Despite these clear scientific findings, States continue to push the 1.5 degree target as the goal humanity should aim for. The reason most often cited to justify 1.5 is that it will “avoid the most irreversible and catastrophic harms”. Yet as Kalā explained, catastrophic harm is already occurring at 1.2℃ to 1.3℃ of warming. When unprecedented storms sweep away children’s homes [and] when climate fires stifle our children’s ability to breathe, I ask, is that not irreversible and catastrophic?
Amici respectfully submit that States should immediately align their mitigation efforts with best available science and reduce atmospheric CO2 from today’s concentration of over 420 ppm to below 350ppm. Achieving 350 will help to prevent and mitigate the well-established direct impacts of climate change on children’s health and well-being. This requires the full phase out of fossil fuels by 2050 at the very latest, striving to do so by 2035.

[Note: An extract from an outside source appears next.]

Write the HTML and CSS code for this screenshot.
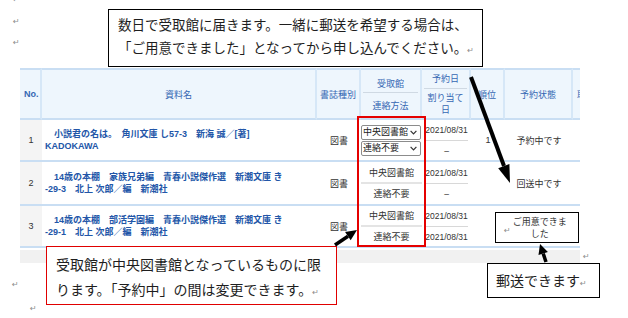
FILE: index.html
```html
<!DOCTYPE html>
<html>
<head>
    <title>予約一覧</title>
    <link rel="stylesheet" href="styles.css">
</head>
<body>
    <div class="page">
        <div class="top">
            <div class="marks">
                <span class="ret">↵</span>
                <span class="ret">↵</span>
                <span class="ret">↵</span>
            </div>
            <div class="note note-top">
                数日で受取館に届きます。一緒に郵送を希望する場合は、<br>
                「ご用意できました」となってから申し込んでください。<span class="ret">↵</span>
            </div>
        </div>

        <div class="grid-row">
            <div class="grid">
                <table class="holds">
                    <colgroup>
                        <col class="c-no">
                        <col class="c-title">
                        <col class="c-kind">
                        <col class="c-pickup">
                        <col class="c-date">
                        <col class="c-rank">
                        <col class="c-state">
                        <col class="c-last">
                    </colgroup>
                    <thead>
                        <tr>
                            <th class="no-head">No.</th>
                            <th>資料名</th>
                            <th>書誌種別</th>
                            <th>
                                <div class="split head">
                                    <div class="a">受取館</div>
                                    <div class="b">連絡方法</div>
                                </div>
                            </th>
                            <th>
                                <div class="split head date-head">
                                    <div class="a">予約日</div>
                                    <div class="b">割り当て<br>日</div>
                                </div>
                            </th>
                            <th>順位</th>
                            <th>予約状態</th>
                            <th class="last">取消</th>
                        </tr>
                    </thead>
                    <tbody>
                        <tr class="r1">
                            <td class="no">1</td>
                            <td class="title">　小説君の名は。　角川文庫 し57-3　新海 誠／[著]<br>KADOKAWA</td>
                            <td>図書</td>
                            <td class="pickup">
                                <div class="pick"><span>中央図書館</span><svg width="7" height="5" viewBox="0 0 7 5"><polyline points="0.6,0.8 3.5,3.8 6.4,0.8" /></svg></div>
                                <div class="pick"><span>連絡不要</span><svg width="7" height="5" viewBox="0 0 7 5"><polyline points="0.6,0.8 3.5,3.8 6.4,0.8" /></svg></div>
                            </td>
                            <td class="date">
                                <div class="split">
                                    <div class="a">2021/08/31</div>
                                    <div class="b">–</div>
                                </div>
                            </td>
                            <td>1</td>
                            <td>予約中です</td>
                            <td></td>
                        </tr>
                        <tr class="r2">
                            <td class="no">2</td>
                            <td class="title">　14歳の本棚　家族兄弟編　青春小説傑作選　新潮文庫 き<br>-29-3　北上 次郎／編　新潮社</td>
                            <td>図書</td>
                            <td class="pickup">
                                <div class="split fixed">
                                    <div class="a">中央図書館</div>
                                    <div class="b">連絡不要</div>
                                </div>
                            </td>
                            <td class="date">
                                <div class="split">
                                    <div class="a">2021/08/31</div>
                                    <div class="b">–</div>
                                </div>
                            </td>
                            <td></td>
                            <td>回送中です</td>
                            <td></td>
                        </tr>
                        <tr class="r3">
                            <td class="no">3</td>
                            <td class="title">　14歳の本棚　部活学園編　青春小説傑作選　新潮文庫 き<br>-29-1　北上 次郎／編　新潮社</td>
                            <td>図書</td>
                            <td class="pickup">
                                <div class="split fixed">
                                    <div class="a">中央図書館</div>
                                    <div class="b">連絡不要</div>
                                </div>
                            </td>
                            <td class="date">
                                <div class="split">
                                    <div class="a">2021/08/31</div>
                                    <div class="b">2021/08/31</div>
                                </div>
                            </td>
                            <td></td>
                            <td></td>
                            <td></td>
                        </tr>
                    </tbody>
                </table>
                <div class="scroll"></div>
            </div>
            <span class="ret row-end">↵</span>
        </div>

        <div class="tail">
            <span class="ret">↵</span>
            <span class="ret indent">↵</span>
        </div>

        <!-- callouts drawn over the table -->
        <div class="frame"></div>

        <div class="note note-ready">
            <span class="ret">↵</span>
            <div class="ready-text">ご用意できま<br>した</div>
        </div>

        <div class="note note-left">
            受取館が中央図書館となっているものに限<br>
            ります。「予約中」の間は変更できます。<span class="ret">↵</span>
        </div>

        <div class="note note-mail">郵送できます<span class="ret">↵</span></div>

        <svg class="arrows" width="628" height="318" viewBox="0 0 628 318">
            <line x1="471" y1="77" x2="504" y2="166" />
            <polygon points="510,183 498.2,168.2 509.4,164" />
            <line x1="335" y1="245" x2="348" y2="236.2" class="thin" />
            <polygon points="357,230 350.7,240.3 345.1,232.1" />
            <line x1="546" y1="262" x2="543.2" y2="253.5" class="thin" />
            <polygon points="540,244 547.9,251.9 538.5,255.1" />
        </svg>
    </div>
</body>
</html>
```

FILE: styles.css
```css
* {
    box-sizing: border-box;
}
body {
    margin: 0;
    background-color: white;
    font-family: "Noto Sans CJK JP", sans-serif;
    color: #1e1e1e;
}
.page {
    position: relative;
    width: 628px;
    height: 318px;
    overflow: hidden;
}
.ret {
    font-family: "DejaVu Sans", sans-serif;
    font-size: 8px;
    color: #8c8c8c;
}

/* top part */
.top {
    display: flex;
    height: 68px;
}
.marks {
    width: 108px;
    padding-left: 13px;
    margin-top: -11px;
    display: flex;
    flex-direction: column;
    line-height: 21.5px;
}
.note {
    background-color: white;
    border: 1px solid #000;
    white-space: nowrap;
}
.note-top {
    margin-top: 9px;
    width: 375px;
    height: 58px;
    padding: 3px 0 0 9px;
    font-size: 13.5px;
    line-height: 23px;
}

/* table */
.grid-row {
    display: flex;
    align-items: flex-end;
}
.grid {
    margin-left: 20px;
    width: 560px;
    overflow: hidden;
}
.holds {
    table-layout: fixed;
    width: 593px;
    border-collapse: separate;
    border-spacing: 0;
    font-family: "Liberation Sans", "Noto Sans CJK JP", sans-serif;
    font-size: 9px;
    color: #333;
}
.c-no { width: 22px; }
.c-title { width: 275px; }
.c-kind { width: 44px; }
.c-pickup { width: 61px; }
.c-date { width: 49px; }
.c-rank { width: 34px; }
.c-state { width: 68px; }
.c-last { width: 40px; }

.holds th {
    height: 52px;
    padding: 0 2px;
    background-color: #eef6fd;
    color: #3567b3;
    font-weight: normal;
    border-top: 2px solid #c9def3;
    border-bottom: 2px solid #c9def3;
    border-right: 2px solid #d6e7f7;
    vertical-align: middle;
    text-align: center;
}
.holds th.no-head {
    font-weight: bold;
    text-align: left;
    padding-left: 4px;
}
.holds th.last {
    text-align: left;
    padding-left: 4px;
    border-right: none;
}
.holds td {
    padding: 0 3px;
    border-bottom: 2px solid #c9def3;
    text-align: center;
    vertical-align: middle;
}
.r1 td { height: 42px; }
.r2 td { height: 44px; }
.r3 td { height: 42px; }
.holds td.no {
    background-color: #f4f4f4;
}
.holds td.title {
    text-align: left;
    padding-left: 3px;
    line-height: 12px;
    font-weight: bold;
    color: #2256a8;
    white-space: nowrap;
}
.holds td.pickup {
    padding: 0;
}
.holds td.date {
    font-size: 8.5px;
}

.split {
    display: flex;
    flex-direction: column;
}
.split .a {
    line-height: 12px;
    padding-bottom: 4px;
    border-bottom: 1px solid #d8d8d8;
}
.split .b {
    line-height: 12px;
    padding-top: 4px;
}
.split.fixed .a {
    border-bottom: 2px solid #e4e4e4;
    padding-bottom: 3px;
}
.split.head .a {
    line-height: 14px;
    padding: 2px 0 1px;
    border-bottom-color: #cfd9e3;
}
.split.head .b {
    line-height: 14px;
    padding-top: 6px;
}
.split.date-head .a {
    line-height: 12px;
    padding: 0 0 3px;
}
.split.date-head .b {
    line-height: 12px;
    padding-top: 3px;
}

.pick {
    display: flex;
    align-items: center;
    justify-content: space-between;
    width: 60px;
    height: 15px;
    margin: 1px 0;
    padding: 0 3px 0 1px;
    border: 1px solid #8c8c8c;
    border-radius: 2px;
    background-color: white;
    font-size: 9px;
    line-height: 13px;
    color: #222;
    white-space: nowrap;
}
.pick svg {
    flex-shrink: 0;
}
.pick svg polyline {
    fill: none;
    stroke: #333;
    stroke-width: 1.2;
}

.scroll {
    margin-top: 2px;
    height: 13px;
    background-color: #f1f1f1;
}
.row-end {
    margin-left: 3px;
    line-height: 10px;
    margin-bottom: 1px;
}
.tail {
    display: flex;
    flex-direction: column;
    padding-top: 10px;
    line-height: 24px;
}
.tail .ret {
    padding-left: 12px;
}
.tail .indent {
    padding-left: 30px;
}

/* overlays */
.frame {
    position: absolute;
    left: 357px;
    top: 116px;
    width: 69px;
    height: 131px;
    border: 2px solid #e50000;
}
.note-ready {
    position: absolute;
    left: 495px;
    top: 212px;
    width: 84px;
    height: 31px;
    display: flex;
    align-items: center;
    padding-left: 8px;
    font-size: 9px;
    color: #333;
}
.note-ready .ret {
    margin-top: 6px;
    line-height: 10px;
}
.ready-text {
    width: 58px;
    text-align: center;
    line-height: 12px;
}
.note-left {
    position: absolute;
    left: 46px;
    top: 246px;
    width: 291px;
    height: 59px;
    padding: 5px 0 0 9px;
    border-color: #e00000;
    font-size: 14px;
    line-height: 25px;
}
.note-mail {
    position: absolute;
    left: 487px;
    top: 263px;
    width: 113px;
    height: 35px;
    padding-left: 8px;
    font-size: 14px;
    line-height: 33px;
}
.arrows {
    position: absolute;
    left: 0;
    top: 0;
    pointer-events: none;
}
.arrows line {
    stroke: #000;
    stroke-width: 4;
}
.arrows line.thin {
    stroke-width: 3.5;
}
.arrows polygon {
    fill: #000;
}
```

Thank you, your honors. I now give the floor back to Ms. Winter.
Conclusion Kalālapaikuanalu Winter
Your Honors, you just heard from my lawyer why it is crucial to obligate States to meet a science-based standard and phase out all fossil fuels. It really is life or death.
Our rights are already being violated. Government entities producing and promoting excessive greenhouse gas emissions have already led to 1.2℃ to 1.3℃ of global warming. With this level of heating, we have lost our ability to practice our lifeways. We have lost our cultural heritage, our homes, our livelihoods, and our health. For some of us, we have lost our lives.
As my lawyer stated, best available science confirms what we already know: the Paris Agreement target of 1.5℃ is too hot to protect our human rights. Instead, governments must bring down atmospheric CO2 to 350 parts per million, and to do so, they must entirely phase out fossil fuels.
If we don’t do this now, there isn’t going to be a future for any of us.
Mahalo piha — thank you, from the bottom of my heart.